Sunday, April 12, 2009

Return of the liners

The Cobh cruise liner season opens again in the next few days with the return of Black Watch, now a regular visitor, to the cruise terminal on Deepwater Quay next Thursday morning at 8.30am. A week later it will be the turn of the Grand Princess and then the Jewel of the Seas will call on April 28th. Then on the following day, Wednesday 29th April will see the visit of the Tahitian Princess on the return leg of a world cruise that started in Fort Lauderdale, Floriday in mid-January and travelled via Sydney, Hong Kong, Dubai and Rome and will have transitted both the Panama and Suez canals.

There was an interesting visitor earlier this week which I almost missed. The tall ship Tenacious overnighted at the Deepwater Quay. I spotted the name Tenacious in the list of port visitors but assumed wrongly that it was an ocean-going tug of the same name that was due rather than the yacht Tenacious which is the largest wooden ship of her type in the world at 49.85 metres (164 feet) in length. There are in fact almost a dozen ships using the name Tenacious, or variations of it, worldwide. It was also the name of the yacht which won (after time correction) the notorious Fastnet Race of 1979 (which I will return to later this year as its 30th anniversary occurs in August). That Tenacious was skippered by the US media mogul Ted Turner who was once married to actress Jane Fonda.

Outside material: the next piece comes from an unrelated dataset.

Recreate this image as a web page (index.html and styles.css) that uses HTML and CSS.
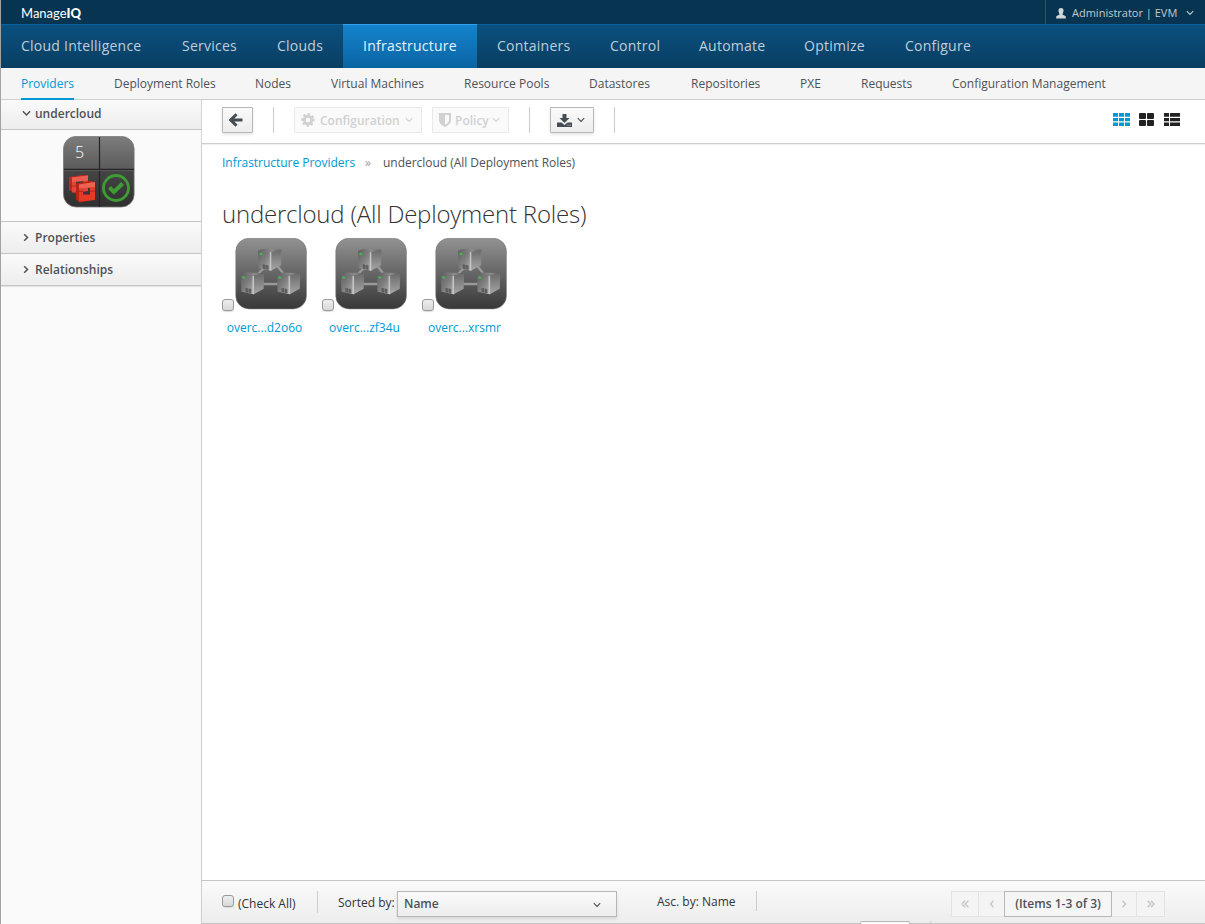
FILE: index.html
```
<!DOCTYPE html>
<html lang="en">
<head>
<meta charset="utf-8">
<title>ManageIQ</title>
<link rel="stylesheet" href="styles.css">
</head>
<body>
<svg class="defs" width="0" height="0" aria-hidden="true">
  <defs>
    <linearGradient id="tile" x1="0" y1="0" x2="0" y2="1"><stop offset="0" stop-color="#929292"/><stop offset=".5" stop-color="#656565"/><stop offset="1" stop-color="#383838"/></linearGradient>
    <linearGradient id="quad" x1="0" y1="0" x2="0" y2="1"><stop offset="0" stop-color="#7d7d7d"/><stop offset=".46" stop-color="#5b5b5b"/><stop offset=".48" stop-color="#454545"/><stop offset="1" stop-color="#303030"/></linearGradient>
    <linearGradient id="front" x1="0" y1="0" x2="1" y2="1"><stop offset="0" stop-color="#606060"/><stop offset=".5" stop-color="#808080"/><stop offset="1" stop-color="#b4b4b4"/></linearGradient>
    <linearGradient id="side" x1="0" y1="0" x2="0" y2="1"><stop offset="0" stop-color="#6a6a6a"/><stop offset="1" stop-color="#a6a6a6"/></linearGradient>
    <linearGradient id="lid" x1="0" y1="0" x2="1" y2="0"><stop offset="0" stop-color="#5c5c5c"/><stop offset=".6" stop-color="#8c8c8c"/><stop offset="1" stop-color="#5a5a5a"/></linearGradient>
    <symbol id="chev-down" viewBox="0 0 8 6"><path d="M.8 1.200 4 4.400 7.200 1.200" fill="none" stroke="currentColor" stroke-width="1.100"/></symbol>
    <symbol id="chev-right" viewBox="0 0 6 8"><path d="M1.200.8 4.500 4 1.200 7.200" fill="none" stroke="currentColor" stroke-width="1.500"/></symbol>
    <symbol id="server" viewBox="0 0 24 23">
      <path d="M0 2 6 0 23.500 1 13 3.500z" fill="url(#lid)"/>
      <path d="M0 2 13 3.500V22L.8 19.500z" fill="url(#front)"/>
      <path d="M13 3.500 23.500 1 23 16.500 13 22z" fill="url(#side)"/>
      <path d="M11.800 3.400 13.300 3.600V22l-1.500-.3z" fill="#c6c6c6"/>
      <path d="M5 16l2.200.4v3.600L5 19.500zM8.200 16.600l2 .4v3.700l-2-.4z" fill="#666" stroke="#4d4d4d" stroke-width=".5"/>
      <path d="M1.500 4 4.200 4.400v2L1.500 6z" fill="#3cc247"/>
    </symbol>
    <symbol id="role" viewBox="0 0 72 72">
      <rect x=".8" y=".3" width="70.600" height="70.600" rx="13" fill="url(#tile)" stroke="#777" stroke-width=".6"/>
      <path d="M23 36 31 28M40 25 48 35M28 46H43" stroke="#999" stroke-width="2.400"/>
      <use href="#server" x="23" y="10.700" width="24" height="23"/>
      <use href="#server" x="5.700" y="34.300" width="24" height="23"/>
      <use href="#server" x="41.800" y="34.300" width="24" height="23"/>
    </symbol>
  </defs>
</svg>
<div class="app">
  <header class="topbar">
    <div class="brand">Manage<b>IQ</b></div>
    <div class="user">
      <svg width="10" height="11" viewBox="0 0 10 11"><path d="M5 0c1.800 0 2.700 1.200 2.500 3-.1 1.700-.9 2.500-1 3.300 0 1 2.500 1 3.300 2.200V10.500H.2V8.500C1 7.300 3.500 7.300 3.500 6.300 3.400 5.500 2.600 4.700 2.500 3 2.300 1.200 3.200 0 5 0z" fill="#d0d5d9"/></svg>
      <span class="uname">Administrator | EVM</span>
      <svg width="8" height="6"><use href="#chev-down"/></svg>
    </div>
  </header>
  <nav class="mainnav">
    <a>Cloud Intelligence</a><a>Services</a><a>Clouds</a><a class="on">Infrastructure</a><a>Containers</a><a>Control</a><a>Automate</a><a>Optimize</a><a>Configure</a>
  </nav>
  <nav class="subnav">
    <a class="on">Providers</a><a>Deployment Roles</a><a>Nodes</a><a>Virtual Machines</a><a>Resource Pools</a><a>Datastores</a><a>Repositories</a><a>PXE</a><a>Requests</a><a>Configuration Management</a>
  </nav>
  <div class="body">
    <aside class="side">
      <div class="acc first"><svg width="9" height="7" viewBox="0 0 8 6"><path d="M.8 1 4 4.300 7.200 1" fill="none" stroke="currentColor" stroke-width="1.300"/></svg>undercloud</div>
      <div class="summary">
        <svg width="72" height="73" viewBox="0 0 72 73">
          <rect x=".5" y=".4" width="70.600" height="70.600" rx="12.500" fill="url(#quad)" stroke="#777" stroke-width=".8"/>
          <path d="M36.500 1V71M1 33.300H71" stroke="#242424" stroke-width="1.200"/><path d="M1 34.500H71" stroke="#666" stroke-width=".6"/>
          <text class="count" x="12" y="22">5</text>
          <g fill-rule="evenodd">
            <path d="M6 41 21 38.700 25 40V55L12 57.500 6 54z M12 45V51.500H20V45z" fill="#b92b1d"/>
            <path d="M9 41.500 25 39.500V55L9 56.500z M13 45.500V52H20.500V45z" fill="#e0463a"/>
            <path d="M9 41.500 25 39.500V44.500L9 46z" fill="#ec5c50"/>
            <path d="M13 47.500 28 44.800 32 46V63.500L17 66.500 13 63.500z M19.500 51.500V58.500H27V51.500z" fill="#b92615"/>
            <path d="M16 48.500 32 46V64L16 65.500z M20 52V58.800H27V51.500z" fill="#e43b28"/>
            <path d="M16 48.500 32 46V51L16 52.500z" fill="#ee6255"/>
            <path d="M13 55.500H20M27 55.200H32M6 50H13" stroke="#a3281b" stroke-width=".8"/>
          </g>
          <circle cx="53" cy="52" r="12.500" fill="none" stroke="#3f9c35" stroke-width="2.800"/>
          <path d="M46.500 51.500 51 56 59.500 47.500" fill="none" stroke="#3f9c35" stroke-width="4"/>
        </svg>
      </div>
      <div class="acc"><svg width="6" height="9" viewBox="0 0 6 8"><use href="#chev-right"/></svg>Properties</div>
      <div class="acc last"><svg width="6" height="9" viewBox="0 0 6 8"><use href="#chev-right"/></svg>Relationships</div>
    </aside>
    <main class="main">
      <div class="toolbar">
        <button class="btn back"><svg width="14" height="14" viewBox="0 0 14 14"><path d="M7.500 1.200 1.700 7 7.500 12.800M2 7H13.500" fill="none" stroke="#464c53" stroke-width="3"/></svg></button>
        <i class="sep s1"></i>
        <button class="btn off config"><svg width="14" height="14" viewBox="0 0 14 14"><g fill="none" stroke="#d1d1d1"><circle cx="7" cy="7" r="3.700" stroke-width="3"/><circle cx="7" cy="7" r="5.700" stroke-width="2.200" stroke-dasharray="2.400 2.077" transform="rotate(-12 7 7)"/></g></svg><span>Configuration</span><svg width="8" height="6"><use href="#chev-down"/></svg></button>
        <button class="btn off policy"><svg width="12" height="14" viewBox="0 0 12 14"><path fill-rule="evenodd" d="M0 0H12V7C12 10.500 9 12.500 6 14 3 12.500 0 10.500 0 7z M6 2V11.700C8.500 10.400 10 9 10 7V2z" fill="#d1d1d1"/></svg><span>Policy</span><svg width="8" height="6"><use href="#chev-down"/></svg></button>
        <i class="sep s2"></i>
        <button class="btn down"><svg width="15" height="13" viewBox="0 0 15 13"><path d="M5.500 0H9.500V4H12.500L7.500 9 2.500 4H5.500zM0 8.500H4.500L7.500 11 10.500 8.500H15V13H0z" fill="#464c53"/><path d="M10.500 11.200h1M12.700 11.200h1" stroke="#ddd"/></svg><svg width="8" height="6"><use href="#chev-down"/></svg></button>
        <i class="sep s3"></i>
        <div class="views">
          <svg class="blue" width="17" height="13" viewBox="0 0 17 13"><path d="M0 0h5v3.700H0zm6 0h5v3.700H6zm6 0h5v3.700h-5zM0 5h5v3.200H0zm6 0h5v3.200H6zm6 0h5v3.200h-5zM0 9.400h5V13H0zm6 0h5V13H6zm6 0h5V13h-5z"/></svg>
          <svg width="15" height="13" viewBox="0 0 15 13"><rect width="7" height="6" rx="1"/><rect x="8" width="7" height="6" rx="1"/><rect y="7" width="7" height="6" rx="1"/><rect x="8" y="7" width="7" height="6" rx="1"/></svg>
          <svg width="16" height="13" viewBox="0 0 16 13"><path d="M0 0h5v3.700H0zm6 0h10v3.700H6zM0 5h5v3.200H0zm6 0h10v3.200H6zM0 9.400h5V13H0zm6 0h10V13H6z"/></svg>
        </div>
      </div>
      <div class="crumbs"><a>Infrastructure Providers</a><span class="raquo">»</span><span class="here">undercloud (All Deployment Roles)</span></div>
      <h1>undercloud (All Deployment Roles)</h1>
      <div class="grid">
        <div class="item"><div class="pic"><i class="check"></i><svg width="72" height="72"><use href="#role"/></svg></div><a>overc...d2o6o</a></div>
        <div class="item"><div class="pic"><i class="check"></i><svg width="72" height="72"><use href="#role"/></svg></div><a>overc...zf34u</a></div>
        <div class="item"><div class="pic"><i class="check"></i><svg width="72" height="72"><use href="#role"/></svg></div><a>overc...xrsmr</a></div>
      </div>
      <footer class="pager">
        <i class="check"></i><span class="all">(Check All)</span>
        <i class="fsep f1"></i>
        <span class="sorted">Sorted by:</span>
        <div class="select"><span>Name</span><svg width="8" height="6"><use href="#chev-down"/></svg></div>
        <span class="asc">Asc. by: Name</span>
        <i class="fsep f2"></i>
        <div class="pages">
          <span class="pg"><svg width="8" height="8" viewBox="0 0 8 8"><path d="M4 .8 1 4 4 7.200M7.300.8 4.300 4 7.300 7.200"/></svg></span>
          <span class="pg narrow"><svg width="6" height="8" viewBox="0 0 6 8"><path d="M4.500.8 1.500 4 4.500 7.200"/></svg></span>
          <span class="range">(Items 1-3 of 3)</span>
          <span class="pg next"><svg width="6" height="8" viewBox="0 0 6 8"><path d="M1.500.8 4.500 4 1.500 7.200"/></svg></span>
          <span class="pg final"><svg width="8" height="8" viewBox="0 0 8 8"><path d="M.7.8 3.700 4 .7 7.200M4 .8 7 4 4 7.200"/></svg></span>
        </div>
        <i class="peek"></i><i class="peek-line"></i>
      </footer>
    </main>
  </div>
</div>
</body>
</html>
```
FILE: styles.css
```
* { box-sizing: border-box; }
body { margin: 0; font: 12px/16px "Open Sans", sans-serif; color: #4d5258; background: #fff; }
.defs { position: absolute; }
svg { display: block; flex: none; }
span, a { white-space: nowrap; }
.app { height: 924px; display: flex; flex-direction: column; border-left: 1px solid #a2a2a2; overflow: hidden; }

.topbar { height: 24px; flex: none; background: #073450; display: flex; justify-content: space-between; }
.brand { font: 400 13px/18px Lato, sans-serif; color: #fff; padding: 4px 0 0 20px; }
.brand b { font-weight: 900; }
.user { width: 160px; border-left: 1px solid #0c5c8d; display: flex; align-items: center; color: #c3cbd1; font-size: 11px; padding: 2px 0 0 10px; }
.uname { width: 107px; margin: 0 7px 0 6px; }

.mainnav { height: 44px; flex: none; display: grid; grid-template-columns: 161px 95px 86px 134px 113px 89px 105px 101px 1fr; border-top: 1px solid #0b619a; background: linear-gradient(#0a5080, #093e61); }
.mainnav a { padding: 0 20px; font-size: 14px; line-height: 42px; letter-spacing: .24px; color: #c0ced8; }
.mainnav a.on { color: #e9f2f8; margin-top: -1px; border-top: 1px solid #31a2e9; background: linear-gradient(#1483cd, #0a64a2); }

.subnav { height: 32px; flex: none; display: grid; grid-template-columns: 93px 141px 76px 133px 125px 102px 109px 61px 91px 1fr; padding-left: 20px; background: #f5f5f5; border-bottom: 1px solid #cecece; }
.subnav a { line-height: 31px; justify-self: start; height: 32px; }
.subnav a.on { color: #0099d3; border-bottom: 2px solid #0099d3; width: 53px; }

.body { flex: 1; display: flex; min-height: 0; }
.side { width: 201px; flex: none; background: #fafafa; border-right: 1px solid #cecece; }
.acc { height: 32px; display: flex; align-items: center; padding-left: 22px; gap: 6px; font-weight: 600; border-top: 1px solid #c4c4c4; background: linear-gradient(#fafafa, #ededed); }
.acc svg[width="9"] { margin-right: -2px; }
.acc.first { height: 30px; padding: 0 0 2px 21px; border-top: 0; border-bottom: 1px solid #c4c4c4; }
.acc.last { height: 33px; border-bottom: 1px solid #c4c4c4; box-shadow: 0 1px 1px #e6e6e6; }
.summary { height: 91px; padding: 6px 0 0 62px; }
.count { font: 300 16px "Open Sans", sans-serif; fill: #fff; }

.main { flex: 1; min-width: 0; display: flex; flex-direction: column; }
.toolbar { height: 44px; flex: none; display: flex; padding: 7px 25px 0 20px; border-bottom: 1px solid #cecece; box-shadow: 0 1px 1px #f0f0f0; }
.btn { height: 26px; display: flex; align-items: center; margin: 0; padding: 0 6px; border: 1px solid #b7b7b7; border-radius: 1px; background: linear-gradient(#fafafa, #ededed); box-shadow: 0 2px 3px rgba(3,3,3,.1); font: 600 12px "Open Sans", sans-serif; color: #4d5258; }
.back { width: 31px; }
.off { background: #fafafa; border-color: #e9e9e9; color: #d1d1d1; box-shadow: none; }
.config { width: 128px; padding-left: 6px; }
.config span { width: 80px; margin: 0 5px 0 5px; text-align: left; }
.policy { width: 77px; margin-left: 10px; }
.policy span { width: 33px; margin: 0 4px 0 4px; text-align: left; }
.down { width: 44px; gap: 5px; }
.sep { width: 1px; height: 26px; background: #ccc; }
.s1 { margin: 0 20px; }
.s2 { margin: 0 20px; }
.s3 { margin-left: 20px; }
.views { display: flex; margin: 6px -1px 0 auto; gap: 9px; fill: #222; }
.views svg:last-child { margin: 0 1px; }
.blue { fill: #0099d3; }
.crumbs { display: flex; padding: 11px 0 0 20px; height: 49px; letter-spacing: -.03px; }
.crumbs a, .item a { color: #0099d3; }
.crumbs a { width: 133px; }
.raquo { color: #9c9c9c; width: 8px; margin: 0 10px; }
h1 { margin: 0; padding: 4px 0 0 20px; height: 45px; font: 300 24px/33px "Open Sans", sans-serif; letter-spacing: -.21px; color: #333; white-space: nowrap; }
.grid { display: flex; padding-left: 20px; gap: 15px; }
.item { width: 85px; text-align: center; }
.pic { display: flex; align-items: flex-end; gap: 1px; margin-bottom: 10px; }
.check { flex: none; width: 12px; height: 12px; margin-bottom: -1px; border: 1px solid #999; border-radius: 3px; background: linear-gradient(#eee, #d8d8d8); box-shadow: 0 1px 1px #ddd; }

.pager { position: relative; margin-top: auto; height: 44px; display: flex; align-items: flex-start; padding: 10px 40px 0 20px; border-top: 1px solid #c4c4c4; border-bottom: 1px solid #c4c4c4; background: linear-gradient(#fafafa, #ededed); color: #333; }
.pager .check { margin-top: 4px; }
.all { margin: 5px 0 0 4px; width: 59px; }
.fsep { width: 1px; height: 22px; background: #ccc; }
.f1 { margin: 0 20px; }
.sorted { width: 59px; margin-top: 4px; }
.select { width: 220px; height: 26px; display: flex; align-items: center; justify-content: space-between; padding: 0 15px 0 6px; border: 1px solid #b7b7b7; background: linear-gradient(#fafafa, #ededed); box-shadow: 0 2px 3px rgba(3,3,3,.1); font-weight: 600; color: #4d5258; }
.select svg { margin-top: 2px; }
.asc { margin: 3px 0 0 40px; width: 79px; }
.f2 { margin-left: 20px; height: 20px; }
.pages { display: flex; margin-left: auto; font-weight: 600; color: #4d5258; }
.pg { width: 28px; height: 26px; display: flex; align-items: center; justify-content: center; border: 1px solid #e3e3e3; background: #f4f4f4; }
.pg svg { fill: none; stroke: #c6c6c6; stroke-width: 1.4; }
.narrow { width: 25px; border-left: 0; border-right: 0; }
.range { width: 108px; height: 26px; line-height: 24px; text-align: center; border: 1px solid #b7b7b7; background: #f5f5f5; }
.next { width: 24px; border-left: 0; border-right: 0; }
.final { width: 29px; }
.peek { position: absolute; left: 658px; bottom: -1px; width: 50px; height: 3px; background: #fafafa; border: 1px solid #b7b7b7; border-bottom: 0; border-radius: 2px 2px 0 0; }
.peek-line { position: absolute; left: 728px; bottom: -1px; width: 1px; height: 3px; background: #ccc; }
```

On a final note, today, Easter Sunday will see a ceremony in Cobh to mark the 97th anniversary of the sinking of Titanic. Cork Harbour was Titanic's last port of call on its fateful journey which ended in the tragic loss of 1517 people after it struck an iceberg on the night of 14th April 1912. A few days earlier some 123 passengers joined the ship from a tender which departed the White Star Line's terminal (now the main post office) on April 11th. This afternoon's ceremony will leave Lynch's Quay, Cobh (eastern end of town) and a parade led by a colour party from the O.N.E. will leave from the Clock Tower Gallery (Old Town Hall) travelling the short distance to the Titanic Memorial on Pearse Square (outside the BMC shop). There will be prayers, hymns from the Commodore Male Voice Choir and Cobh Confraternity band and a wreath laying ceremony followed by the reading of the names of the 79 passengers who had boarded the liner from Cobh and later perished in the North Atlantic. This year there will be a wreath laid by members of the Irish Lebanese Cultural Society in memory for those Lebanese who lost their lives in the disaster. The Mayor of Cobh Cllr. John Mulvihill Jnr. will later place a wreath in the sea to honour all the victims followed by a rendition of the Last Post and Reveille by a bugler.